Os narradores estrategicamente escolhidos por Graciliano Ramos, também diferem muito. Em São Bernardo a narração fica a cargo do próprio protagonista, que vai, de memória, relatar sua história de vida, com todas as limitações que este método apresenta: dificuldades de lembrança, esquecimentos voluntários e involuntários, saltos temporais, emissões de juízo, revelação de preconceitos etc. Os excertos abaixo ilustram rapidamente o modo paulonoriano de revelar-se:

Se tentasse contar-lhes a minha meninice, precisava mentir. (RAMOS, 2006, p. 16).

Essa conversa, é claro, não saiu de cabo a rabo como está no papel. Houve suspensões, repetições, mal-entendidos, incongruências, naturais quando a gente fala sem pensar que aquilo vai ser lido. Reproduzo o que julgo interessante. Suprimi diversas passagens, modifiquei outras. (RAMOS, 2006, p. 87).

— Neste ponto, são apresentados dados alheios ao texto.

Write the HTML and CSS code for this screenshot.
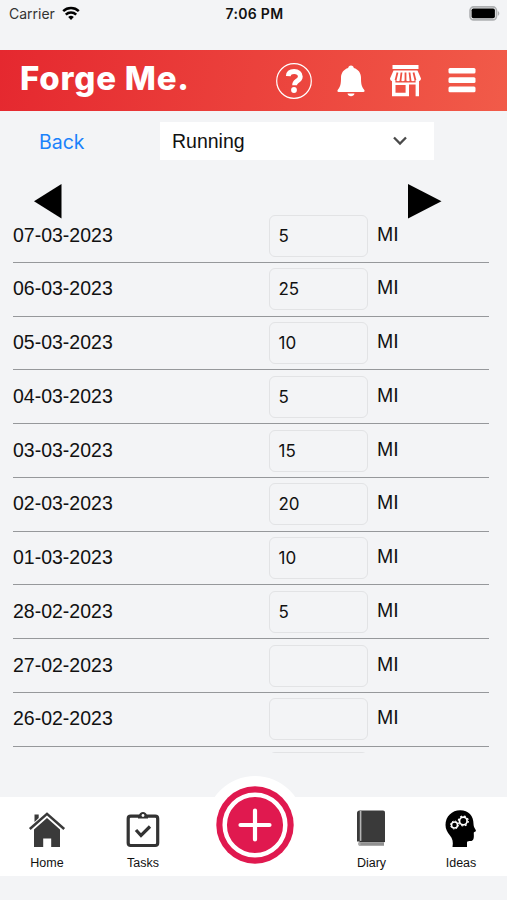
FILE: index.html
```html
<!DOCTYPE html>
<html lang="en">

<head>
  <meta charset="UTF-8">
  <meta name="viewport" content="width=device-width, initial-scale=1">
  <title>Forge Me - Running</title>
  <link rel="stylesheet" href="styles.css">
</head>

<body>
  <div class="app">
    <div class="status-bar">
      <div class="carrier">
        <span>Carrier</span>
        <svg class="wifi" viewBox="0 0 18 14" width="18" height="14">
          <path d="M1.2 5.2a11.3 11.3 0 0 1 15.600 0M3.800 8.600a7.500 7.500 0 0 1 10.400 0" fill="none" stroke="#000" stroke-width="2.500"/>
          <path d="M9 13.900 6.200 11a4.200 4.200 0 0 1 5.600 0z"/>
        </svg>
      </div>
      <div class="time">7:06 PM</div>
      <svg class="battery" viewBox="0 0 31 15" width="31" height="15">
        <rect x="1" y=".9" width="26.500" height="13" rx="3.600" fill="#e9eaeb" stroke="#aeb0b2" stroke-width="1.600"/>
        <rect x="2.600" y="2.500" width="23.300" height="9.800" rx="1.800"/>
        <path d="M28.800 5c2 .8 2 4 0 4.800z" fill="#aeb0b2"/>
      </svg>
    </div>

    <div class="header">
      <div class="logo">Forge Me.</div>
      <div class="header-icons">
        <svg viewBox="0 0 36 36" width="36" height="36">
          <circle cx="18" cy="18" r="17.300" fill="none" stroke="#fff" stroke-width="1.200"/>
          <path d="M12.300 13.100C12.500 9.800 14.700 8.500 18.100 8.500c3.800 0 6.200 1.800 6.200 4.900 0 2.400-1.400 3.500-3.300 4.700-1.900 1.200-2.400 2-2.400 4.200" fill="none" stroke="#fff" stroke-width="4.800"/>
          <circle cx="18" cy="27" r="2.900" fill="#fff"/>
        </svg>
        <svg viewBox="0 0 28 32" width="28" height="32" fill="#fff">
          <path d="M14 .5c1.600 0 2.700 1 2.800 2.500 4.500 1.300 7.200 5 7.200 9.800 0 6.200.6 9 3.300 12.200.6.900.3 2-.9 2H1.600c-1.200 0-1.500-1.100-.9-2C3.400 21.800 4 19 4 12.800 4 8 6.700 4.300 11.200 3 11.300 1.500 12.400.5 14 .5z"/>
          <path d="M10.500 28.500h7c-.5 3.500-6.500 3.500-7 0z"/>
        </svg>
        <svg class="store" viewBox="0 0 31 32" width="31" height="32" fill="#fff">
          <path d="M2.500 0h26v4h-26z"/>
          <path d="M3.500 5.500h24L31 13.500c-.3 3.400-4.500 3.300-5.500.5-.6 3-4.500 3-5 0-.7 3-4 3-5 0-1 3-4.300 3-5 0-.5 3-4.400 3-5 0-1 2.800-5.200 2.900-5.500-.5z"/>
          <path d="M7.500 7.500 5.500 15.500M11.500 7.500 10.500 15.500M15.500 7.500v8M19.500 7.500l1 8M23.500 7.500l2 8" fill="none" stroke="#ef5043" stroke-width="1.800"/>
          <path fill-rule="evenodd" d="M2 15h3.400v2.500h20.200V15H29v16.300h-3.400V19.500H19v11.800H2zM5.500 20v7.800h10.100V20z"/>
        </svg>
        <svg viewBox="0 0 28 26" width="28" height="26" fill="#fff">
          <rect x=".5" y="0" width="27" height="5.600" rx="1.500"/>
          <rect x=".5" y="9.300" width="27" height="5.600" rx="1.500"/>
          <rect x=".5" y="18.600" width="27" height="5.600" rx="1.500"/>
        </svg>
      </div>
    </div>

    <div class="toolbar">
      <a class="back">Back</a>
      <div class="select">
        <span>Running</span>
        <svg viewBox="0 0 16 10" width="16" height="10">
          <path d="M2 1.500 8 7.500 14 1.500" fill="none" stroke="#4a4a4a" stroke-width="2.300"/>
        </svg>
      </div>
    </div>

    <div class="pager">
      <svg viewBox="0 0 28 35" width="28" height="35"><path d="M0 17.300 27.500 0v34.600z"/></svg>
      <svg viewBox="0 0 34 35" width="34" height="35"><path d="M33.500 17.300 0 0v34.600z"/></svg>
    </div>

    <div class="list">
      <div class="row"><span class="date">07-03-2023</span><span class="value">5</span><span class="unit">MI</span></div>
      <div class="row"><span class="date">06-03-2023</span><span class="value">25</span><span class="unit">MI</span></div>
      <div class="row"><span class="date">05-03-2023</span><span class="value">10</span><span class="unit">MI</span></div>
      <div class="row"><span class="date">04-03-2023</span><span class="value">5</span><span class="unit">MI</span></div>
      <div class="row"><span class="date">03-03-2023</span><span class="value">15</span><span class="unit">MI</span></div>
      <div class="row"><span class="date">02-03-2023</span><span class="value">20</span><span class="unit">MI</span></div>
      <div class="row"><span class="date">01-03-2023</span><span class="value">10</span><span class="unit">MI</span></div>
      <div class="row"><span class="date">28-02-2023</span><span class="value">5</span><span class="unit">MI</span></div>
      <div class="row"><span class="date">27-02-2023</span><span class="value"></span><span class="unit">MI</span></div>
      <div class="row"><span class="date">26-02-2023</span><span class="value"></span><span class="unit">MI</span></div>
      <div class="row"><span class="date"></span><span class="value"></span><span class="unit"></span></div>
    </div>

    <div class="tabs">
      <div class="tab">
        <svg viewBox="0 0 38 38" width="38" height="38" fill="#3a3a3a">
          <path d="M6.500 4.500h4.200V8L6.500 12z"/>
          <path d="M1.800 19 19 3.800 36.200 19" fill="none" stroke="#3a3a3a" stroke-width="2.500"/>
          <path d="M19 8 32 19.500V37h-8.800v-8.500h-8V37H6V19.500z"/>
        </svg>
        <span>Home</span>
      </div>
      <div class="tab">
        <svg viewBox="0 0 38 38" width="38" height="38">
          <rect x="4.200" y="6.200" width="29.500" height="29.300" rx="2.500" fill="none" stroke="#333" stroke-width="3.200"/>
          <path d="M14 8.500V5.500h1C15.500.8 22.500.8 23 5.500h1v3z" fill="#333"/>
          <circle cx="19" cy="5.500" r="1.400" fill="#fff"/>
          <path d="m12 20 5 5.500 9-9" fill="none" stroke="#333" stroke-width="3.200"/>
        </svg>
        <span>Tasks</span>
      </div>
      <div class="add">
        <svg viewBox="0 0 78 78" width="78" height="78">
          <circle cx="39" cy="39" r="38.700" fill="#e0194f"/>
          <circle cx="39" cy="39" r="30.300" fill="none" stroke="#fff" stroke-width="4.500"/>
          <path d="M39 24.500v29M24.500 39h29" stroke="#fff" stroke-width="4.200" stroke-linecap="round"/>
        </svg>
      </div>
      <div class="tab">
        <svg viewBox="0 0 38 38" width="38" height="38">
          <path d="M4 3c0-1.500 1-2.500 2.500-2.500H30c1.200 0 2 .7 2 2V31.500H4z" fill="#3a3a3a"/>
          <path d="M7.600 1v30.500" stroke="#b5b5b5" stroke-width="1.600"/>
          <path d="M5 33.700c0-1.600 1.300-2.200 2.500-2.200H31V36H7.500C6 36 5 35.200 5 33.700z" fill="#aaa"/>
          <path d="M7.500 34H31" stroke="#777" stroke-width="1"/>
          <path d="M6.500 31.500H32" stroke="#333" stroke-width="1.200"/>
        </svg>
        <span>Diary</span>
      </div>
      <div class="tab">
        <svg viewBox="0 0 38 38" width="38" height="38">
          <path d="M10.500 37c.9-5 .1-8.500-2.700-11.800C5.400 22.300 3.500 19.200 3.500 15 3.500 6.500 10 .3 18.200.3c8.300 0 13.300 5.700 13.300 13.500 0 2.300.7 3.600 1.800 5.500.9 1.600 1 2.300-.9 2.700-.7.200-.6.700-.6 1.700.3 5-.4 7.200-3.300 7.400-3.200.2-3.500.4-3.500 2.500V37z"/>
          <g fill="none" stroke="#fff">
            <circle cx="12.500" cy="15" r="3" stroke-width="1.500"/>
            <circle cx="12.500" cy="15" r="4" stroke-width="1" stroke-dasharray="1.570 1.571"/>
            <circle cx="21.300" cy="11" r="3.800" stroke-width="1.700"/>
            <circle cx="21.300" cy="11" r="5" stroke-width="1.200" stroke-dasharray="1.960 1.967"/>
          </g>
        </svg>
        <span>Ideas</span>
      </div>
    </div>
  </div>
</body>

</html>
```
FILE: styles.css
```css
body {
  margin: 0;
  background-color: #f3f4f6;
  color: #111;
  font-family: 'Liberation Sans', Arial, sans-serif;
}

svg {
  display: block;
  flex-shrink: 0;
}

.app {
  width: 507px;
  height: 900px;
  overflow: hidden;
}

.status-bar {
  display: grid;
  grid-template-columns: 1fr auto 1fr;
  align-items: center;
  box-sizing: border-box;
  height: 50px;
  padding: 0 7px 24px 9px;
  font-family: Inter, sans-serif;
  font-size: 14px;
}

.carrier {
  display: flex;
  align-items: center;
  gap: 7px;
  color: #333;
}

.time {
  font-weight: 600;
  letter-spacing: 0.3px;
}

.battery {
  justify-self: end;
}

.header {
  display: flex;
  align-items: center;
  justify-content: space-between;
  box-sizing: border-box;
  height: 61px;
  padding: 0 31px 0 20px;
  background: linear-gradient(100deg, #e5282f, #f15b49);
}

.logo {
  color: #fff;
  font-family: Inter, sans-serif;
  font-size: 33px;
  font-weight: 800;
  letter-spacing: 0.8px;
  line-height: 56px;
  padding-bottom: 5px;
}

.header-icons {
  display: flex;
  align-items: center;
  gap: 25px;
}

.store {
  margin-right: 2px;
}

.toolbar {
  display: flex;
  align-items: center;
  padding-top: 11px;
  font-size: 19.5px;
}

.back {
  width: 121px;
  padding: 2px 0 0 39px;
  color: #1a82fb;
  font-family: Inter, sans-serif;
}

.select {
  display: flex;
  align-items: center;
  justify-content: space-between;
  box-sizing: border-box;
  width: 274px;
  height: 38px;
  padding: 0 26px 0 12px;
  background-color: #fff;
}

.select span {
  padding-top: 1px;
}

.pager {
  display: flex;
  justify-content: space-between;
  height: 25px;
  padding: 24px 65px 0 34px;
}

.list {
  height: 544px;
  margin: 0 18px 0 13px;
  overflow: hidden;
}

.row {
  display: grid;
  grid-template-columns: 256px 99px 1fr;
  box-sizing: border-box;
  height: 53.75px;
  padding-top: 5.5px;
  border-bottom: 1px solid #96989b;
  font-size: 19.5px;
  line-height: 41px;
}

.value {
  box-sizing: border-box;
  height: 42px;
  padding-left: 8.5px;
  border: 1px solid #e2e3e5;
  border-radius: 6px;
  font-family: Inter, sans-serif;
  font-size: 17px;
}

.unit {
  padding-left: 9px;
  line-height: 39px;
}

.tabs {
  display: grid;
  grid-template-columns: 94px 98px 125px 109px 70px;
  justify-items: center;
  box-sizing: border-box;
  height: 79px;
  margin-top: 44px;
  background-color: #fff;
  font-size: 12.5px;
}

.tab {
  display: flex;
  flex-direction: column;
  align-items: center;
  width: 56px;
  padding-top: 13px;
}

.tab span {
  margin-top: 8px;
}

.add {
  display: flex;
  align-items: center;
  justify-content: center;
  width: 98px;
  height: 98px;
  margin-top: -21px;
  border-radius: 50%;
  background-color: #fff;
}
```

Por outro lado, em Vidas Secas temos um narrador em terceira pessoa, escolha que nem merece discussão, pois é certamente a única possível. Tamanha é a miséria intelectual da família de Fabiano que a entidade narrativa onisciente é fundamental para que o texto simplesmente exista, caso contrário estaria o leitor restrito aos limitadíssimos diálogos e monólogos das personagens, cujo vocabulário é menos que elementar:

Ouvira falar em juros e prazos. Isto lhe dera uma impressão bastante penosa: sempre que os homens sabidos lhe diziam palavras difíceis, ele saía logrado. Sobressaltava-se escutando-as. Evidentemente só serviam para cobrir ladroeiras. Mas eram bonitas. Às vezes decorava algumas e empregava-as fora de propósito. (RAMOS, 2008, p. 97-98).

Fabiano também não sabia falar. Às vezes largava nomes arrevesados, por embromação. Via perfeitamente que aquilo era besteira. (RAMOS, 2008, p. 36).

Em termos de espaço, também encontramos abordagens distintas. Enquanto em Vidas Secas temos abertamente declarada a opressão exercida pela natureza, que se revela ampla, dominadora, e cujos efeitos são descritos desde a primeira linha do texto, em São Bernardo são raras as descrições de paisagem, presentes apenas a serviço de um ou outro objetivo de seu narrador. Comparemos apreciando um trecho de cada livro:

Na planície avermelhada os juazeiros alargavam duas manchas verdes. [...] Fazia horas que procuravam uma sombra. A folhagem dos juazeiros apareceu longe, através dos galhos pelados da catinga rala. (RAMOS, 2008, p. 9- Vidas secas).